- Collected data:

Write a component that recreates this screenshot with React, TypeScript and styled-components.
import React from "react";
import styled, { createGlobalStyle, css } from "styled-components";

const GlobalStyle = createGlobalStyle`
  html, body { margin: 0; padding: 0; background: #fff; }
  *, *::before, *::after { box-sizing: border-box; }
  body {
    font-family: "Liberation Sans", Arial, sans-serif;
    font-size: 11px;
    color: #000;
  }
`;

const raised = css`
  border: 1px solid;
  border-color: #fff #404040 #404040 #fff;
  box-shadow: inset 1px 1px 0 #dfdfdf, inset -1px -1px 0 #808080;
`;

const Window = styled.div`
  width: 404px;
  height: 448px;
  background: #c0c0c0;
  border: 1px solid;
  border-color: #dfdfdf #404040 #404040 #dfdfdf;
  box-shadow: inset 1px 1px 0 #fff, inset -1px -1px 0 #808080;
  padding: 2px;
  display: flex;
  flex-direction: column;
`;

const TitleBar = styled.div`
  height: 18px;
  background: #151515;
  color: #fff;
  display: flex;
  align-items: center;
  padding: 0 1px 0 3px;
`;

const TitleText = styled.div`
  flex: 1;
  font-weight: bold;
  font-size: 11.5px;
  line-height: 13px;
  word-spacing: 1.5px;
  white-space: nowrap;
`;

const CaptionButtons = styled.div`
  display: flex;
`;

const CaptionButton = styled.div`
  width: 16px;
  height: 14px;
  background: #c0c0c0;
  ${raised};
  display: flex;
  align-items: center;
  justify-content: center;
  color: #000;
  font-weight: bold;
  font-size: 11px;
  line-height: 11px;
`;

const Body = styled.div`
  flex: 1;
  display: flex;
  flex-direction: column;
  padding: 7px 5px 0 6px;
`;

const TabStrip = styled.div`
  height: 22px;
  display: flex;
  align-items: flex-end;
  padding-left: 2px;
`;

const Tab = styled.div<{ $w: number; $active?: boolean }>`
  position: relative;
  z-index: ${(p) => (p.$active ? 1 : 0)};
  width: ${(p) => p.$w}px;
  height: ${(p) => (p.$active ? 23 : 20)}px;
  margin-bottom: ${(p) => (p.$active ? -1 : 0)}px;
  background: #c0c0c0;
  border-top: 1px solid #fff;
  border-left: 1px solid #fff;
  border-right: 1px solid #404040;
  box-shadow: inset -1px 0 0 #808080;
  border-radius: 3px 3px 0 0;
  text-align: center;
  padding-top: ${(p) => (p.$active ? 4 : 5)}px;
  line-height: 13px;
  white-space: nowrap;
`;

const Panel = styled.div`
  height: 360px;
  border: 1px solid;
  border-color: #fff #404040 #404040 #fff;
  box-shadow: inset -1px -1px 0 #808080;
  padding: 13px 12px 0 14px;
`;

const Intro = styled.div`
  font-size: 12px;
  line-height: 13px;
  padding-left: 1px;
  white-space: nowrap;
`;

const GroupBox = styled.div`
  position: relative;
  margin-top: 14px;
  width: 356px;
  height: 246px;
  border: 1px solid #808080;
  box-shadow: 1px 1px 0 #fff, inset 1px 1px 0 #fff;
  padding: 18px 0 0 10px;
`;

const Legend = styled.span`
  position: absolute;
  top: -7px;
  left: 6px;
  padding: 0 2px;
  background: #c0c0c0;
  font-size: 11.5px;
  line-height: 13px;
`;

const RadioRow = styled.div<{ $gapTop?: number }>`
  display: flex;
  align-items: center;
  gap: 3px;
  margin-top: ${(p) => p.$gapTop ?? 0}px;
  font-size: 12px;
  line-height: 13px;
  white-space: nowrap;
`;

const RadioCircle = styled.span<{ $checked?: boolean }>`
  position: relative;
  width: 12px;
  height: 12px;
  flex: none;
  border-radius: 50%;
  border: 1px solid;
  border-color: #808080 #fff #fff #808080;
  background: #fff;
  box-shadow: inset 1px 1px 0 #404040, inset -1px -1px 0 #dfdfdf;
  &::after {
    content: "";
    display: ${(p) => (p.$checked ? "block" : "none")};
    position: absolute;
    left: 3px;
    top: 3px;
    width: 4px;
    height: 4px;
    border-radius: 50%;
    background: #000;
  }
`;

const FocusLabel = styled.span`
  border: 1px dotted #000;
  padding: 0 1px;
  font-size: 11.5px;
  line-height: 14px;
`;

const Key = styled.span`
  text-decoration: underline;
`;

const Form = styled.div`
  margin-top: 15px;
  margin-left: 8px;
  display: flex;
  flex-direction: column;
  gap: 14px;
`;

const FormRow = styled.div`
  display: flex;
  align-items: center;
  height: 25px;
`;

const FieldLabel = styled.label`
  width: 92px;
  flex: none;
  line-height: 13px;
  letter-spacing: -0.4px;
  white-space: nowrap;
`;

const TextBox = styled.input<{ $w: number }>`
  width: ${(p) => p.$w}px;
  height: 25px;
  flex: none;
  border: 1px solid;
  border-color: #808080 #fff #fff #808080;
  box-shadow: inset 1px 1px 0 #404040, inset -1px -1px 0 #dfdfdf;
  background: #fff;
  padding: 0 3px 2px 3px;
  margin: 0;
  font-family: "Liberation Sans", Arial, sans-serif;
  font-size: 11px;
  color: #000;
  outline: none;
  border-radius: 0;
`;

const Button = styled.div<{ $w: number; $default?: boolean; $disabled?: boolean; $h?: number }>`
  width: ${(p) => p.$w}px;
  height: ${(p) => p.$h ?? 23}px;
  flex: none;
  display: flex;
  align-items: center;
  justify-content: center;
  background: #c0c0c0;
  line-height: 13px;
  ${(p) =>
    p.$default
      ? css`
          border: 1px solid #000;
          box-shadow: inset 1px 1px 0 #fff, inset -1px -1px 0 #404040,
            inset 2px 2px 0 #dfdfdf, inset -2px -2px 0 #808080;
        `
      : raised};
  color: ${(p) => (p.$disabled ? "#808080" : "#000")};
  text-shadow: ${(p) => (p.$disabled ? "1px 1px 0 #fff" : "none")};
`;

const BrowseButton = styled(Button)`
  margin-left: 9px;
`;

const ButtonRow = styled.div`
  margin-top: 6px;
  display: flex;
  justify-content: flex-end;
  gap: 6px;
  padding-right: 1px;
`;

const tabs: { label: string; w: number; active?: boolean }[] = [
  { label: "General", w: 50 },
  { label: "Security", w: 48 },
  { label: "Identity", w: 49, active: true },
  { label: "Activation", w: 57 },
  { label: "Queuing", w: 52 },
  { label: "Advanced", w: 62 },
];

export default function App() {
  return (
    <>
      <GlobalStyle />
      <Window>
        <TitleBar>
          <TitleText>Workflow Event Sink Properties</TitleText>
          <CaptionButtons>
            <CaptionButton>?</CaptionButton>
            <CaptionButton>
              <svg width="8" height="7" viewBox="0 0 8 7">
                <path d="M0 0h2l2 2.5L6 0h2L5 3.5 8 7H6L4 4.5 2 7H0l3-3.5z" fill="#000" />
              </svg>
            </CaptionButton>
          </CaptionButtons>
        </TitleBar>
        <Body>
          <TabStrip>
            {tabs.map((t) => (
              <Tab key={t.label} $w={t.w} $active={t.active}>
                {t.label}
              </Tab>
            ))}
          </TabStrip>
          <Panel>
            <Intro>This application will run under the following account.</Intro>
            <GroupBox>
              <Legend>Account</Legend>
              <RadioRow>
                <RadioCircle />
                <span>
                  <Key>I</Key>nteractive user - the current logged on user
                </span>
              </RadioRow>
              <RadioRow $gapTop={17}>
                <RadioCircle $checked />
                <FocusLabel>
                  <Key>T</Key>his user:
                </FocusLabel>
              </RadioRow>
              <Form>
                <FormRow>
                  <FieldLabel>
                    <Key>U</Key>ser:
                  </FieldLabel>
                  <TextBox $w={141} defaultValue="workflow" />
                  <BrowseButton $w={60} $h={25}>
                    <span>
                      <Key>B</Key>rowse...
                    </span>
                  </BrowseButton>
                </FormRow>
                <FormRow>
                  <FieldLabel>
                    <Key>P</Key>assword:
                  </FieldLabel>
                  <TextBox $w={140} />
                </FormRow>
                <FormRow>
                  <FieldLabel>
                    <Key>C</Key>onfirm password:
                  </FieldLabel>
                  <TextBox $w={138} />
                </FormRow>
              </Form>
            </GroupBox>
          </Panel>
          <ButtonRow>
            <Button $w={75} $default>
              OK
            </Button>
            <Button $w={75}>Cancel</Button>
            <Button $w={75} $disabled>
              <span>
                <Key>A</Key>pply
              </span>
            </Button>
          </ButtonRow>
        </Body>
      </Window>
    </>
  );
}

- What you will do: Copy all lines from the material that contain "components".

- Task answer:
Write a component that recreates this screenshot with React, TypeScript and styled-components.
import styled, { createGlobalStyle, css } from "styled-components";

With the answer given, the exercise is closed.